John Charles Sydney Daly (1901–1985) was an Anglican bishop in Africa and Asia for fifty years.

Education
Educated at Gresham's School, Holt, and King's College, Cambridge, Daly was ordained as a Church of England deacon and priest in 1923.

Career
In 1935, he became the youngest bishop in the Anglican communion when he was appointed as bishop of the new diocese of Gambia and Guinea (sometimes called Gambia and the Rio Pongas). He was consecrated a bishop on the Feast of Saints Philip and James (1 May) 1935, by Cosmo Lang, Archbishop of Canterbury, at All Hallows-by-the-Tower.

During the Second World War, Daly also served as a District Scout commissioner. In 1944 he led the Gambian contingent attending a Jamboree at Katibougou in the French Sudan (now Mali), jointly organised for Francophone and Anglophone Boy Scouts.

He was later translated to become the Anglican bishop of the dioceses of Accra (1951–1955), Korea (1956–1965), and Taejon (1965–1968).

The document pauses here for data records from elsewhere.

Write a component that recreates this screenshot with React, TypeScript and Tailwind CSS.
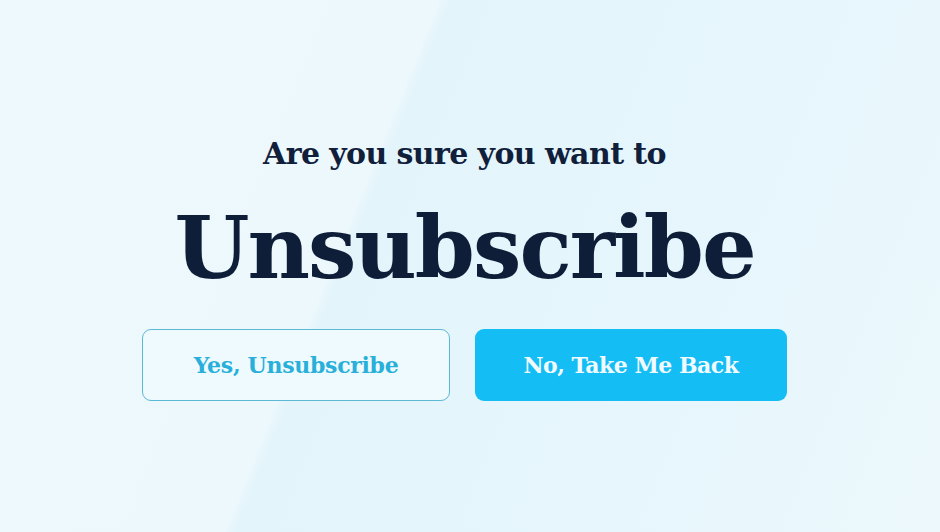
import { useState } from 'react';

const serif = { fontFamily: '"DejaVu Serif", "Liberation Serif", serif' };

export default function App() {
  const [choice, setChoice] = useState<'yes' | 'no' | null>(null);

  return (
    <div className="relative h-[532px] w-[940px] overflow-hidden bg-[#e6f6fc]">
      {/* soft diagonal wash behind the dialog */}
      <div className="absolute inset-0 bg-[linear-gradient(112deg,#eef9fd_0%,#ecf8fc_38%,#e3f4fb_39%,#e6f6fc_70%,#ecf8fc_100%)]" />
      <div className="relative flex flex-col items-center pr-[11px] pt-[134px]" style={serif}>
        <h2 className="text-[30px] font-bold leading-[40px] tracking-[-0.6px] text-[#10203b]">
          Are you sure you want to
        </h2>
        <h1 className="mt-[24px] text-[86px] font-bold leading-[100px] tracking-[-2px] text-[#0e1e39]">
          Unsubscribe
        </h1>
        <div className="mt-[31px] flex gap-[25px]">
          <button
            onClick={() => setChoice('yes')}
            className="flex h-[72px] w-[308px] items-center justify-center rounded-[9px] border-[1.5px] border-[#5cb9d4] bg-[#effafe] text-[22px] font-bold tracking-[-0.3px] text-[#28b0da]"
          >
            Yes, Unsubscribe
          </button>
          <button
            onClick={() => setChoice('no')}
            className="flex h-[72px] w-[312px] items-center justify-center rounded-[9px] bg-[#15bdf5] text-[22px] font-bold tracking-[-0.5px] text-[#f1fbff]"
          >
            No, Take Me Back
          </button>
        </div>
        {choice && <span className="sr-only">{choice}</span>}
      </div>
    </div>
  );
}
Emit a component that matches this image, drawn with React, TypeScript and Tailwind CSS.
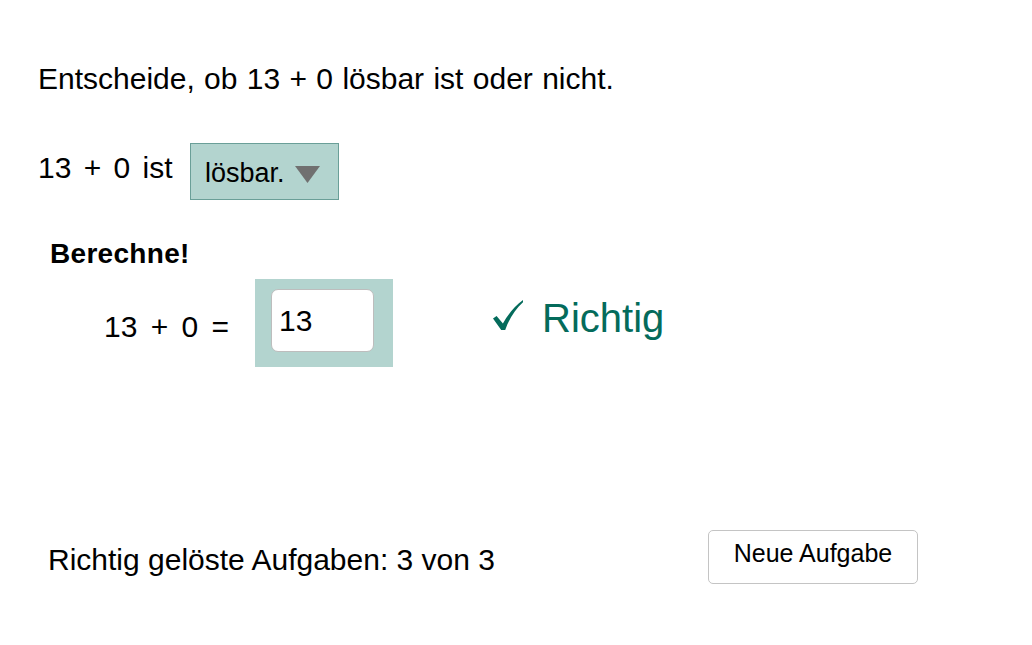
import React from "react";

function Check() {
  return (
    <svg width="30" height="30" viewBox="0 0 30 30" className="block">
      <path
        d="M0 18.6 L3.6 16 L9.9 23.6 C14.6 15 21 6.6 30 0 L30 2.3 C22.6 9 16.2 18.4 12.2 30 L8.2 30 Z"
        fill="#046b5b"
      />
    </svg>
  );
}

export default function App() {
  return (
    <div className="min-h-[645px] w-full bg-white text-black font-['Liberation_Sans',Arial,sans-serif]">
      <div className="pt-[61px] pl-[38px]">
        <p className="text-[30px] leading-[36px] [word-spacing:1px]">
          Entscheide, ob 13 + 0 lösbar ist oder nicht.
        </p>

        <div className="mt-[46px] flex items-start">
          <span className="w-[135px] shrink-0 pt-[7px] text-[30px] leading-[36px] [word-spacing:4px]">
            13 + 0 ist
          </span>
          <div className="ml-[17px] flex h-[57px] w-[149px] items-center border-[1.5px] border-[#6a9f98] bg-[#b3d4cf] pl-[14px]">
            <span className="pt-[2px] text-[27px] leading-[30px]">lösbar.</span>
            <svg width="25" height="17" viewBox="0 0 25 17" className="ml-[10px] mt-[6px]">
              <polygon points="0,0 25,0 12.5,17" fill="#707070" />
            </svg>
          </div>
        </div>
      </div>

      <div className="pl-[50px]">
        <p className="mt-[38px] text-[28px] font-bold leading-[32px] tracking-[0.3px]">Berechne!</p>

        <div className="mt-[9px] flex items-start">
          <span className="ml-[54px] mt-[30px] w-[151px] shrink-0 text-[30px] leading-[36px] [word-spacing:5px]">
            13 + 0 =
          </span>
          <div className="h-[88px] w-[138px] shrink-0 bg-[#b3d4cf] pl-[16px] pt-[10px]">
            <input
              readOnly
              value="13"
              className="block h-[63px] w-[103px] rounded-[7px] border border-[#bdbdbd] bg-white pl-[7px] text-[30px] text-black outline-none font-['Liberation_Sans',Arial,sans-serif]"
            />
          </div>
          <div className="ml-[100px] flex items-start text-[#046b5b]">
            <div className="mt-[21px]">
              <Check />
            </div>
            <span className="ml-[19px] mt-[15px] text-[40px] leading-[48px]">Richtig</span>
          </div>
        </div>
      </div>

      <div className="mt-[163px] flex w-[918px] items-start justify-between pl-[48px]">
        <span className="mt-[12px] text-[30px] leading-[36px]">
          Richtig gelöste Aufgaben: 3 von 3
        </span>
        <button className="flex h-[54px] w-[210px] items-center justify-center rounded-[5px] border border-[#c4c4c4] bg-white pb-[9px] text-[25px] leading-[30px] text-black">
          Neue Aufgabe
        </button>
      </div>
    </div>
  );
}
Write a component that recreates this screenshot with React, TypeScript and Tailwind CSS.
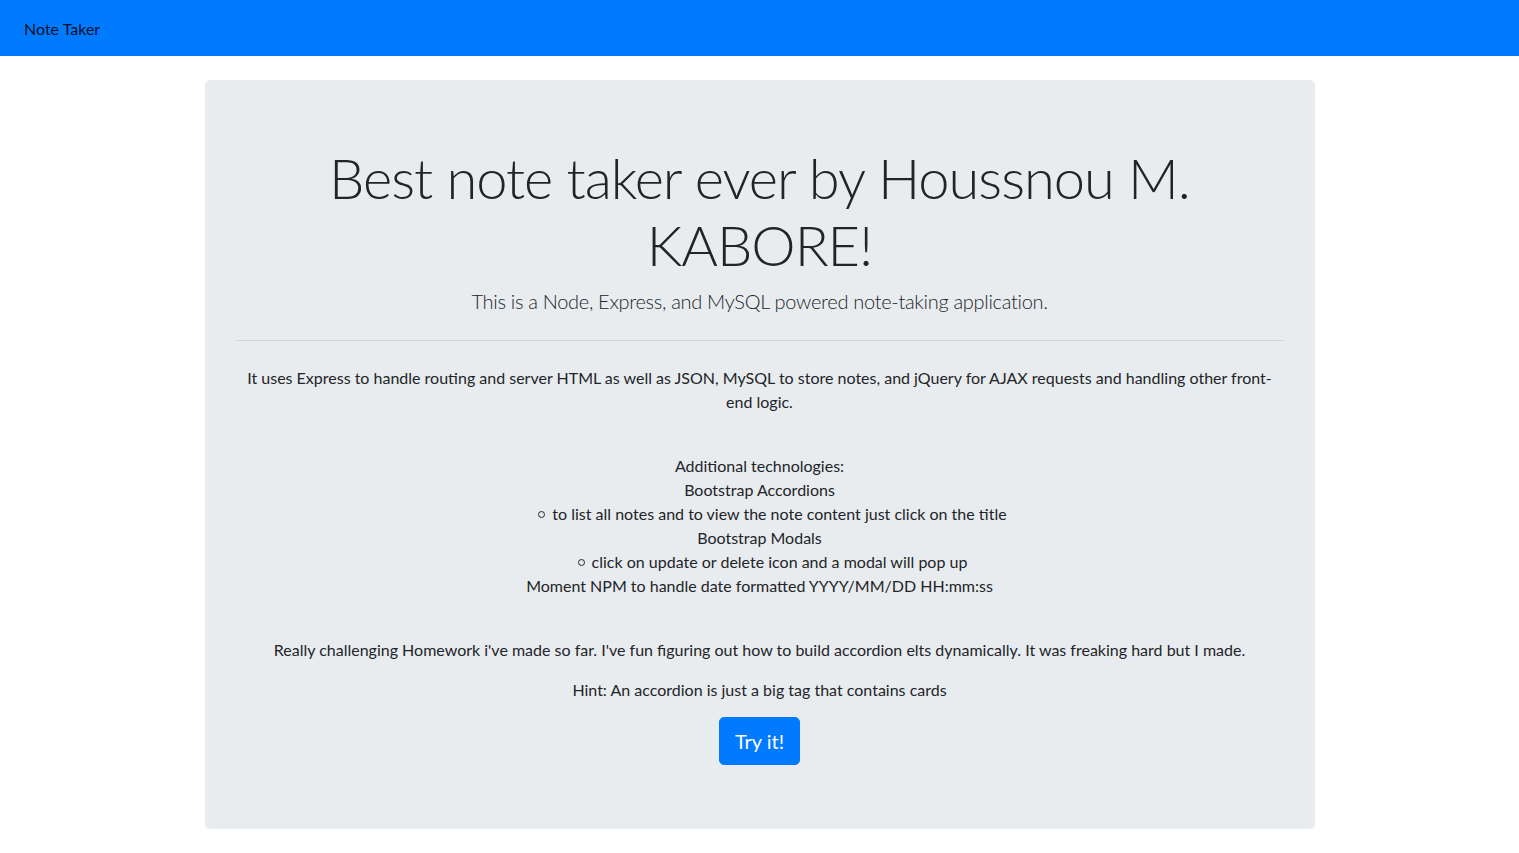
function Bullet({ children }: { children: React.ReactNode }) {
  return (
    <p className="pl-[40px]">
      <span className="-ml-[14px] mr-[7px] inline-block h-[7px] w-[7px] -translate-y-[2px] rounded-full border border-[#212529]"></span>
      {children}
    </p>
  )
}

export default function App() {
  return (
    <div className="min-h-screen bg-white text-[16px] leading-[1.5] text-[#212529] font-['Lato',sans-serif]">
      <nav className="flex h-[56px] items-center bg-[#007bff] px-[24px] pt-[2px]">
        <span className="text-[16px] text-black/90">Note Taker</span>
      </nav>

      <div className="mx-auto mt-[24px] w-[1110px]">
        <div className="rounded-[5px] bg-[#e9ecef] px-[32px] pt-[64px] pb-[64px] text-center">
          <h1 className="mb-[8px] text-[56px] leading-[1.2] font-light tracking-[-1px]">
            Best note taker ever by Houssnou M. KABORE!
          </h1>
          <p className="text-[20px] font-light tracking-[-0.3px]">
            This is a Node, Express, and MySQL powered note-taking application.
          </p>
          <hr className="mt-[24px] mb-[25px] border-t border-black/10" />
          <p>
            It uses Express to handle routing and server HTML as well as JSON, MySQL to store notes, and jQuery for AJAX
            requests and handling other front-end logic.
          </p>
          <div className="mt-[40px]">
            <p>Additional technologies:</p>
            <p>Bootstrap Accordions</p>
            <Bullet>to list all notes and to view the note content just click on the title</Bullet>
            <p>Bootstrap Modals</p>
            <Bullet>click on update or delete icon and a modal will pop up</Bullet>
            <p>Moment NPM to handle date formatted YYYY/MM/DD HH:mm:ss</p>
          </div>
          <p className="mt-[40px]">
            Really challenging Homework i've made so far. I've fun figuring out how to build accordion elts dynamically. It
            was freaking hard but I made.
          </p>
          <p className="mt-[16px]">Hint: An accordion is just a big tag that contains cards</p>
          <button className="mt-[15px] rounded-[5px] border border-[#007bff] bg-[#007bff] px-[15px] py-[8px] text-[20px] leading-[1.5] text-white">
            Try it!
          </button>
        </div>
      </div>
    </div>
  )
}
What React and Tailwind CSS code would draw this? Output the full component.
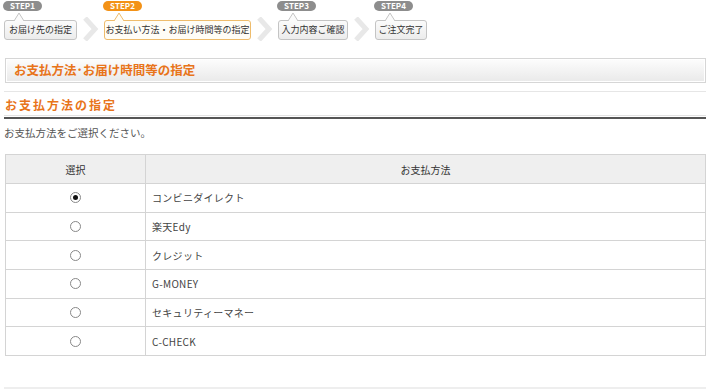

Daly's appointment as Bishop in Korea followed the Korean War of 1950 to 1953, leaving him with major challenges for his mission. Most contact with North Korea was severed, and the country faced huge economic, political and social problems. Translated from Accra to Korea on 15 July 1955, he was enthroned at the Cathedral Church of St Mary and St Nicholas, Seoul, on 17 January 1956.

In 1965, the Diocese of Korea was divided into two when Paul Ch’on-Hwan Li (Paul Lee, the first Korean bishop of the Anglican Church in Korea) was consecrated as Bishop of Seoul and Daly was sent to become Bishop of Taejon.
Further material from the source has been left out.